Les risques liés aux sukuk
Toutefois les sukuks, comme la plupart peuvent le penser, ne sont pas exempts de risque. Déjà on peut parler du risque de taux de rendement. En effet, les sukuk qui rémunèrent selon une base fixe (ijara, istitna’a ou salam) sont tous exposés à ce type de risque en cas de changement des taux de marché. Il est important de noter que les sukuk, qui ont comme benchmark le Libor, sont également exposés (indirectement) aux fluctuations des taux de marché. De plus, les sukuks dont la maturité est plus longue sont exposés à un risque de marché naturellement plus élevé ce qui entraîne un risque de crédit.

Concernant ce dernier, il existe des risques de crédit propres aux produits financiers islamiques en particulier les sukuk. À titre d’exemple, les émissions de sukuk se réalisent, le plus souvent, dans des places financières émergentes où les méthodes de gestion de risque ne sont pas assez sophistiquées. De plus, vu la prohibition de l’intérêt, le rééchelonnement de la dette à des taux plus importants n’est pas possible.

Ceci implique un risque de défaut plus important que dans les produits de financements conventionnels.
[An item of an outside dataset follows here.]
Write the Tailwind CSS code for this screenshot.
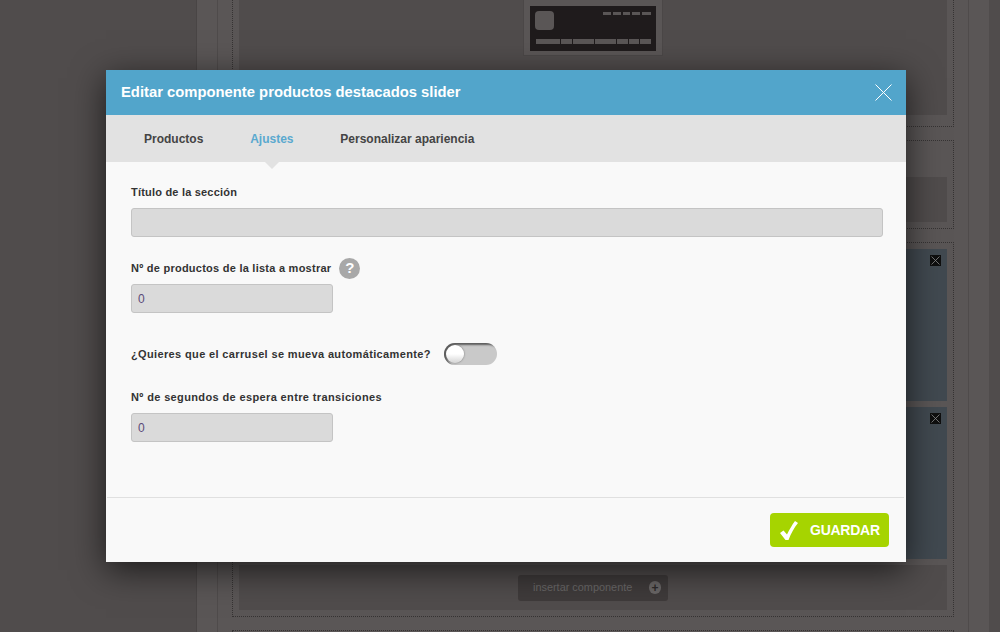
<!DOCTYPE html>
<html lang="es">
<head>
<meta charset="utf-8">
<script src="https://cdn.jsdelivr.net/npm/@tailwindcss/browser@4"></script>
</head>
<body class="relative w-[1000px] h-[632px] overflow-hidden bg-[#504c4c] font-['Liberation_Sans',Arial,sans-serif]">
  <!-- dimmed page behind -->
  <div class="ml-[196px] w-[793px] h-[632px] bg-[#5a5656] border-l border-[#494545] pl-[20px] pr-[20px]">
    <div class="h-full border-x border-[#4f4b4b] px-[14px] flex flex-col gap-[13px] overflow-hidden">
      <section class="h-[127px] shrink-0 border-x border-b border-dotted border-[#363333] px-[6px] pb-[11px]">
        <div class="h-full bg-[#504c4c] flex justify-center">
          <div class="w-[140px] h-[56px] bg-[#5a5656] border-b border-x border-[#4b4747] px-[6px] pb-[5px]">
            <svg class="mt-[6px] block" width="126" height="45" viewBox="0 0 126 45">
              <rect width="126" height="45" fill="#1f1b1c"/>
              <rect x="5" y="5" width="19" height="19" rx="4" fill="#5a5656"/>
              <g fill="#5a5656">
                <rect x="73" y="6" width="8" height="3"/><rect x="83" y="6" width="8" height="3"/><rect x="93" y="6" width="7" height="3"/><rect x="102" y="6" width="8" height="3"/><rect x="112" y="6" width="9" height="3"/>
                <rect x="6" y="33" width="24" height="5"/><rect x="31" y="33" width="11" height="5"/><rect x="43" y="33" width="21" height="5"/><rect x="65" y="33" width="21" height="5"/><rect x="87" y="33" width="11" height="5"/><rect x="99" y="33" width="10" height="5"/><rect x="110" y="33" width="11" height="5"/>
              </g>
            </svg>
          </div>
        </div>
      </section>
      <section class="h-[89px] shrink-0 border border-dotted border-[#363333] px-[6px] pt-[36px]">
        <div class="h-[45px] bg-[#504c4c]"></div>
      </section>
      <section class="h-[375px] shrink-0 border border-dotted border-[#363333] px-[6px] pt-[6px] flex flex-col gap-[6px]">
        <div class="relative h-[152px] shrink-0 bg-[#414950]">
          <div class="absolute top-[6px] right-[6px] w-[11px] h-[11px] bg-[#0f0f0f] flex items-center justify-center">
            <svg width="9" height="9" viewBox="0 0 9 9" stroke="#8a8a8a" stroke-width="0.8"><path d="M0.5 0.5L8.5 8.5M8.5 0.5L0.5 8.5"/></svg>
          </div>
        </div>
        <div class="relative h-[152px] shrink-0 bg-[#414950]">
          <div class="absolute top-[6px] right-[6px] w-[11px] h-[11px] bg-[#0f0f0f] flex items-center justify-center">
            <svg width="9" height="9" viewBox="0 0 9 9" stroke="#8a8a8a" stroke-width="0.8"><path d="M0.5 0.5L8.5 8.5M8.5 0.5L0.5 8.5"/></svg>
          </div>
        </div>
        <div class="h-[45px] shrink-0 bg-[#504c4c] flex items-center justify-center">
          <div class="w-[150px] h-[26px] rounded-[3px] bg-[#3f3b3b] flex items-center justify-between pl-[15px] pr-[7px] text-[10.9px] text-[#696767]">
            <span>insertar componente</span>
            <span class="w-[12px] h-[13px] rounded-full bg-[#6a6767] flex items-center justify-center text-[#2d2a2a] text-[12px] font-bold leading-none">+</span>
          </div>
        </div>
      </section>
      <section class="h-[20px] shrink-0 border-x border-t border-dotted border-[#363333]"></section>
    </div>
  </div>

  <!-- modal -->
  <div class="absolute left-[106px] top-[70px] w-[800px] h-[492px] bg-[#f9f9f9] shadow-[0_8px_32px_rgba(0,0,0,0.65)] flex flex-col">
    <header class="h-[45px] shrink-0 bg-[#52a5cb] flex items-center justify-between pl-[15px] pr-[14px]">
      <h1 class="text-[14.8px] font-bold text-white">Editar componente productos destacados slider</h1>
      <svg width="17" height="17" viewBox="0 0 17 17" stroke="#ffffff" stroke-width="1"><path d="M0.5 0.5L16.5 16.5M16.5 0.5L0.5 16.5"/></svg>
    </header>
    <nav class="relative h-[47px] shrink-0 bg-[#e2e2e2] flex items-center gap-[46.8px] pl-[38px] text-[12px] font-bold text-[#444444]">
      <span>Productos</span>
      <span class="relative text-[#5aa9cf]">Ajustes
        <span class="absolute left-1/2 -translate-x-1/2 top-[31px] w-0 h-0 border-x-[8px] border-x-transparent border-t-[8px] border-t-[#e2e2e2]"></span>
      </span>
      <span>Personalizar apariencia</span>
    </nav>
    <main class="flex-1 pl-[25px] text-[11px] font-bold text-[#333333]">
      <label class="block mt-[22px] h-[16px] leading-[16px] tracking-[0.2px]">Título de la sección</label>
      <input class="block mt-[8px] w-[752px] h-[29px] rounded-[3px] border border-[#c4c4c4] bg-[#dadada]" type="text">

      <div class="mt-[23px] h-[16px] flex items-center gap-[8px]">
        <label class="leading-[16px] tracking-[0.25px]">Nº de productos de la lista a mostrar</label>
        <span class="w-[21px] h-[21px] rounded-full bg-[#a8a8a8] flex items-center justify-center text-white text-[15px] font-bold">?</span>
      </div>
      <input class="block mt-[8px] w-[202px] h-[29px] rounded-[3px] border border-[#c4c4c4] bg-[#dadada] px-[6px] text-[12px] font-normal text-[#5a4a78]" type="text" value="0">

      <div class="mt-[30px] h-[22px] flex items-center gap-[13px]">
        <label class="leading-[16px] tracking-[0.36px]">¿Quieres que el carrusel se mueva automáticamente?</label>
        <span class="relative w-[53px] h-[22px] rounded-full bg-[#c9c9c9] shadow-[inset_3px_2px_2px_#5c5c5c]">
          <span class="absolute left-[2px] top-[2px] w-[18px] h-[18px] rounded-full bg-gradient-to-b from-[#ffffff] via-[#ffffff] to-[#d4d4d4] shadow-[0_0_2px_#666666]"></span>
        </span>
      </div>

      <label class="block mt-[24px] h-[16px] leading-[16px] tracking-[0.37px]">Nº de segundos de espera entre transiciones</label>
      <input class="block mt-[8px] w-[202px] h-[29px] rounded-[3px] border border-[#c4c4c4] bg-[#dadada] px-[6px] text-[12px] font-normal text-[#5a4a78]" type="text" value="0">
    </main>
    <footer class="h-[65px] shrink-0 ml-[1px] mr-[2px] border-t border-[#e0e0e0] flex justify-end pt-[15px] pr-[15px]">
      <button class="w-[119px] h-[34px] rounded-[4px] bg-[#a6d400] flex items-center pl-[10px] gap-[12px] text-white text-[14px] tracking-[-0.25px] font-bold">
        <svg width="18" height="19" viewBox="0 0 18 19" fill="#ffffff"><path d="M0 12L3.5 9.5L7 13.5C9.5 8.5 12 4 15 0L18 2C14 7 11 12.5 8.5 19L5.5 19Z"/></svg>
        <span>GUARDAR</span>
      </button>
    </footer>
  </div>
</body>
</html>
Il existe des risques particuliers associés à certains sukuk. Par exemple, les sukuk Salam sont exposés au risque que les matières premières ne soient pas livrées à terme. Les sukuk Istitna’a impliquent un risque de performance du côté du vendeur (l’émetteur). En général, les sukuk sont exposés au risque de chute de la valeur de marché de l’actif, chose qui peut réduire le montant du remboursement à échéance.

On peut aussi citer des problèmes de liquidités, car lorsqu’il n’y a pas d’acheteur sur le marché secondaire pour les sukuk, ces derniers seront vendus avec une prime d’illiquidité qui compensera le fait que les détenteurs de sukuk soient obligés de les détenir jusqu’à la maturité. Un autre risque lié à ce produit participatif qu’il faut prendre en considération, est le risque sharia, qui survient lorsque l’émetteur ne tient pas ses engagements contractuels, et rend ainsi le contrat nul aux yeux de la sharia.